During my optimization effort, I've found that lining up all the data nicely for consumption by your algorithm works wonders. Have everything ready to go, and blast through it with your SIMD units. For ray tracing, this means having your intersection routines blast through the data, as ray tracing in its core, is testing rays versus shapes. In my game, these shapes are all AABBs, and my intersection code tests 8 AABBs versus a single ray in one go. A big contribution to hitting 60fps ray tracing is the fact that my scenes use simple geometry: AABBs, almost as simple as spheres, but more practical for world building.
This is all fine and dandy, but does expose a new problem: your CPU is busy more with wrangling the data than doing the actual computation. Even when I cache the paths that primary rays take (from camera into scene) for quick reuse, the administration around intersection tests takes up more time than the tests themselves.
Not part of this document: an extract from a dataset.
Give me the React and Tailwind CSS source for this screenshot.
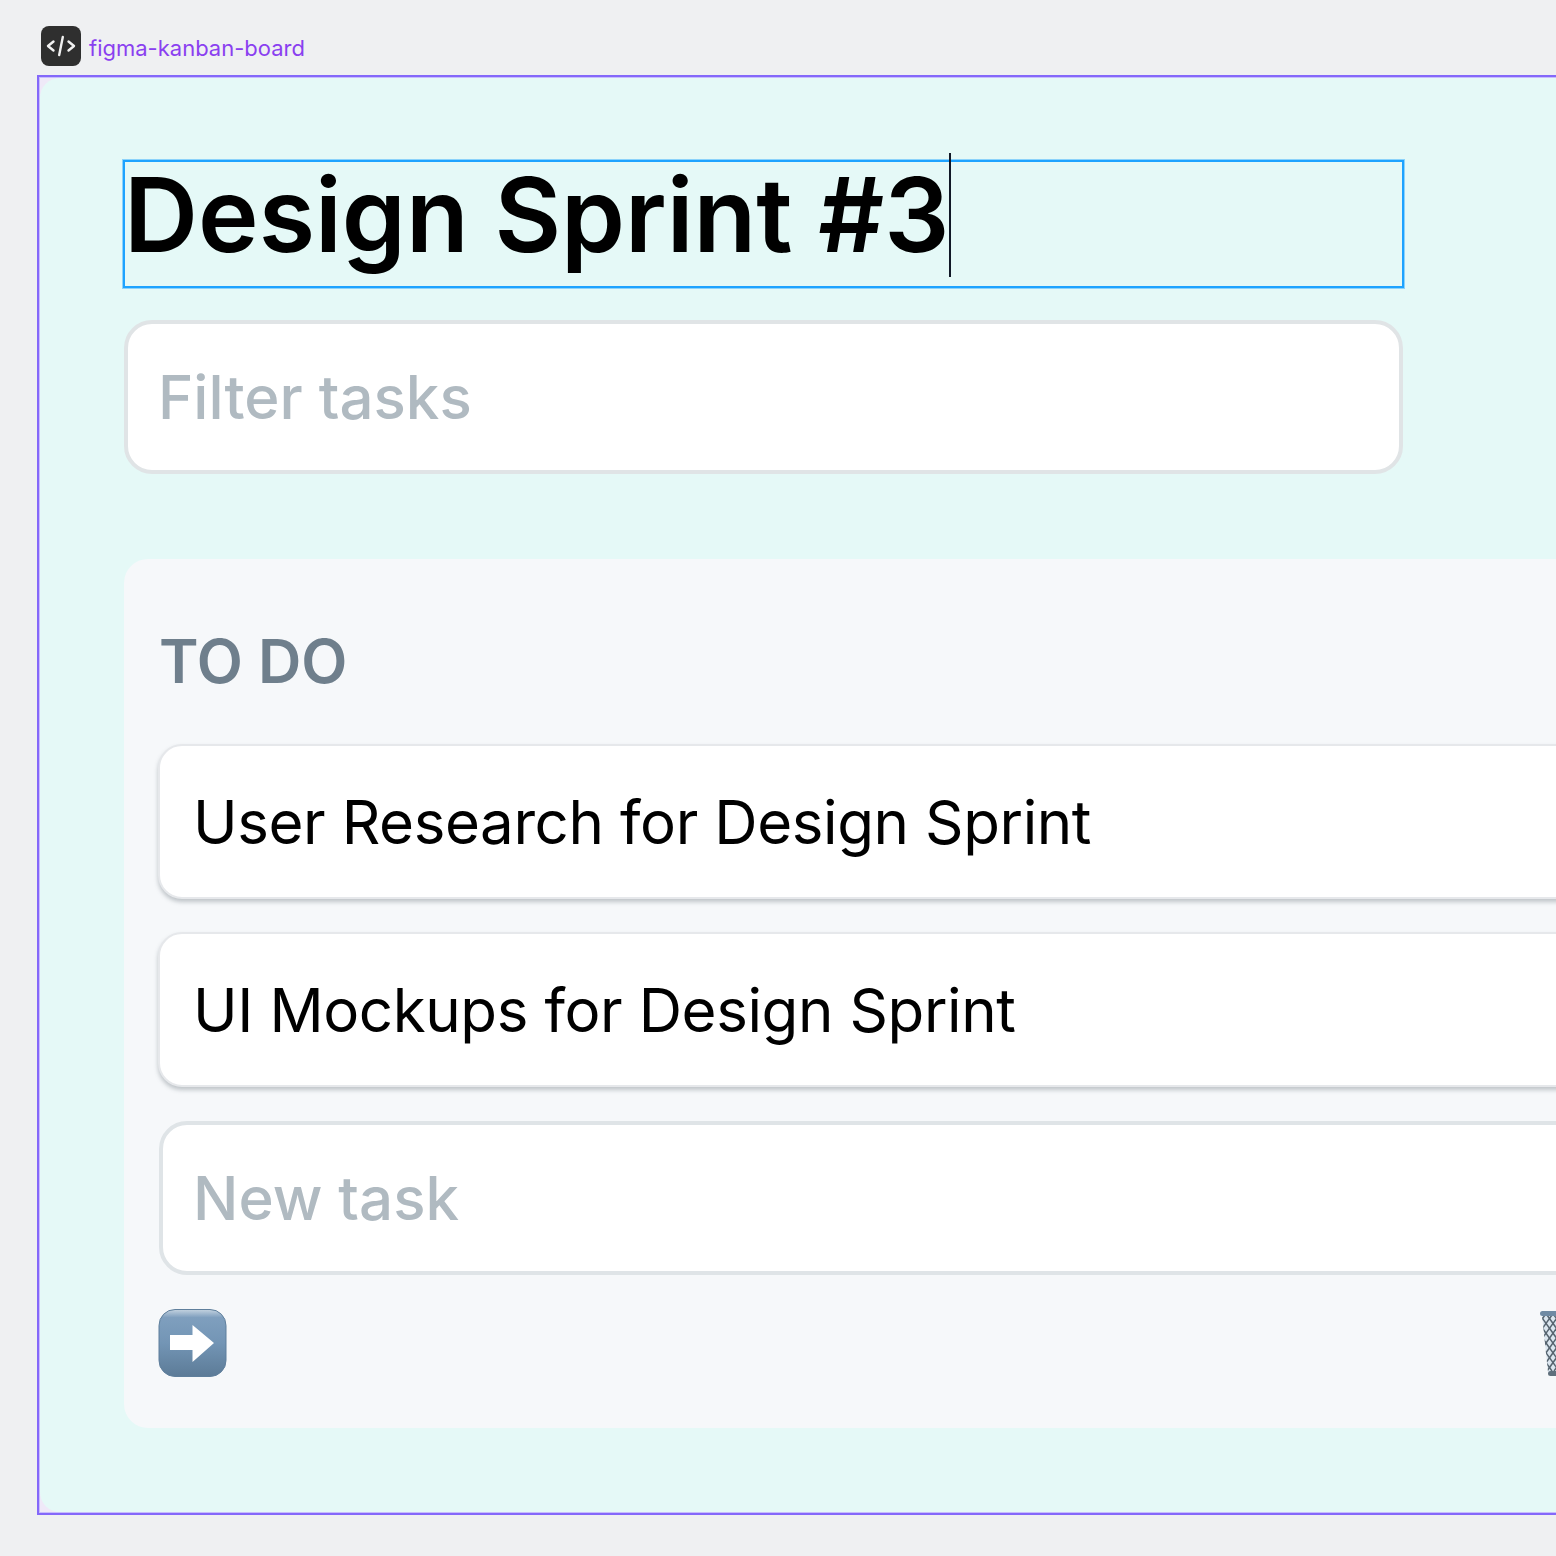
import React from "react";

const inter = "font-['Inter',sans-serif]";

function CodeIcon() {
  return (
    <div className="flex h-10 w-10 items-center justify-center rounded-lg bg-[#2f2f2f]">
      <svg width="30" height="24" viewBox="0 0 30 24" fill="none" stroke="#f2f2f2" strokeWidth="2.4" strokeLinecap="round" strokeLinejoin="round">
        <path d="M7.5 7.5 L2 12 L7.5 16.5" />
        <path d="M22.5 7.5 L28 12 L22.5 16.5" />
        <path d="M16.8 3 L13.2 21" />
      </svg>
    </div>
  );
}

function ArrowEmoji() {
  return (
    <svg width="69" height="69" viewBox="0 0 69 69" className="block">
      <defs>
        <linearGradient id="arrowBg" x1="0" y1="0" x2="0" y2="1">
          <stop offset="0" stopColor="#c4d3e0" />
          <stop offset="0.12" stopColor="#7f9fbe" />
          <stop offset="0.5" stopColor="#7395b5" />
          <stop offset="1" stopColor="#5c7b97" />
        </linearGradient>
      </defs>
      <rect x="1" y="0.5" width="67" height="67" rx="16" fill="url(#arrowBg)" stroke="#5f7f9c" />
      <path d="M12 26 H34.5 V16 L56 34 L34.5 53 V41 H12 Z" fill="#ffffff" />
    </svg>
  );
}

function TrashEmoji() {
  const lines = [];
  for (let i = -6; i < 9; i++) {
    lines.push(<path key={"a" + i} d={`M${i * 7} 6 L${i * 7 + 40} 62`} />);
    lines.push(<path key={"b" + i} d={`M${i * 7 + 40} 6 L${i * 7} 62`} />);
  }
  return (
    <svg width="40" height="68" viewBox="0 0 40 68" className="block">
      <defs>
        <clipPath id="basket">
          <path d="M2 6 H38 L33 63 H8 Z" />
        </clipPath>
      </defs>
      <rect x="2" y="6" width="36" height="57" fill="#dbe6ef" clipPath="url(#basket)" />
      <g clipPath="url(#basket)" stroke="#56646f" strokeWidth="1.5" fill="none">
        {lines}
      </g>
      <rect x="0" y="2" width="40" height="5" rx="2.5" fill="#6f8aa3" />
      <rect x="8" y="62" width="28" height="5" rx="2.5" fill="#5f6f7c" />
    </svg>
  );
}

function Card({ children }) {
  return (
    <div className="flex h-[155px] items-center rounded-[24px] border-2 border-[#e6e8eb] bg-white pl-[33px] text-[60px] leading-none tracking-[-0.4px] text-black shadow-[0_3px_4px_rgba(90,100,110,0.35)]">
      {children}
    </div>
  );
}

export default function App() {
  return (
    <div className={`h-[1556px] w-[1556px] overflow-hidden bg-[#eff0f2] ${inter}`}>
      <div className="flex h-[75px] items-start pl-[41px] pt-[26px]">
        <CodeIcon />
        <span className="ml-2 mt-[8px] text-[22px] leading-[28px] text-[#8a3ff0]">figma-kanban-board</span>
      </div>
      <div className="ml-[37px] h-[1440px] w-[1700px] border-2 border-[#8468fa] bg-[#efe9f8] p-px shadow-[inset_0_0_0_1px_#c8bdfc]">
        <div className="h-full rounded-l-[20px] bg-[#e5f9f7] pl-[83px] pt-[82px]">
          <div className="relative flex h-[128px] w-[1281px] items-center border-2 border-[#1ea3ff] pb-[18px] text-[102.5px] font-semibold leading-none text-black shadow-[0_0_0_1px_rgba(30,163,255,0.45)]">
            <span className="-ml-px">Design Sprint #3</span>
            <div className="absolute left-[824px] top-[-9px] h-[124px] w-[2px] bg-[#111827]" />
          </div>
          <div className="ml-px mt-[32px] flex h-[154px] w-[1279px] items-center rounded-[28px] border-4 border-[#e0e4e6] bg-white pl-[30px] text-[60px] font-medium leading-none text-[#b0bac1]">
            Filter tasks
          </div>
          <div className="ml-px mt-[85px] h-[869px] w-[1476px] rounded-[24px] bg-[#f6f8fa] pl-[34px] pr-[16px] pt-[70px]">
            <h2 className="ml-px h-[64px] text-[60px] font-semibold leading-[64px] text-[#6f7f8c]">TO DO</h2>
            <div className="mt-[51px] flex flex-col gap-[33px]">
              <Card>User Research for Design Sprint</Card>
              <Card>UI Mockups for Design Sprint</Card>
            </div>
            <div className="ml-px mt-[34px] flex h-[154px] items-center rounded-[28px] border-4 border-[#dfe4e7] bg-white pl-[30px] text-[60px] font-medium leading-none text-[#b0bac1]">
              New task
            </div>
            <div className="mt-[34px] flex items-start justify-between">
              <ArrowEmoji />
              <div className="mr-[4px]">
                <TrashEmoji />
              </div>
            </div>
          </div>
        </div>
      </div>
    </div>
  );
}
This is visible in the graph above, where the actual tests are in linesegment_vs_box8 (for shadow rays) and ray_vs_box8 (for primary rays.) It seems to be some wall I am hitting, and having a hard time to push through for even more performance.
So my shadow rays are more costly than my primary rays. I have a fixed camera position, so the primary rays traverse the world grid in the same fashion each frame. This, I exploit. But shadow rays go all over the place, of course, and need to dynamically march through my grid.
In order to alleviate the strain on the CPU a bit, I cut the number of shadow rays in half, by only computing shadow once for two frames, for each pixel. So half the shadow information lags by one frame.
So to conclude: if you line up all your geometry before hand, and having it packed by sets of 8, then the actual intersection tests take almost no time at all. This makes it possible to do real time ray tracing at a 800x400 resolution, at 60 frames per second, at 1.5 rays per pixel on 4 cores equipped with AVX2. To go faster than that, I need to find a way to accelerate the data-wrangling.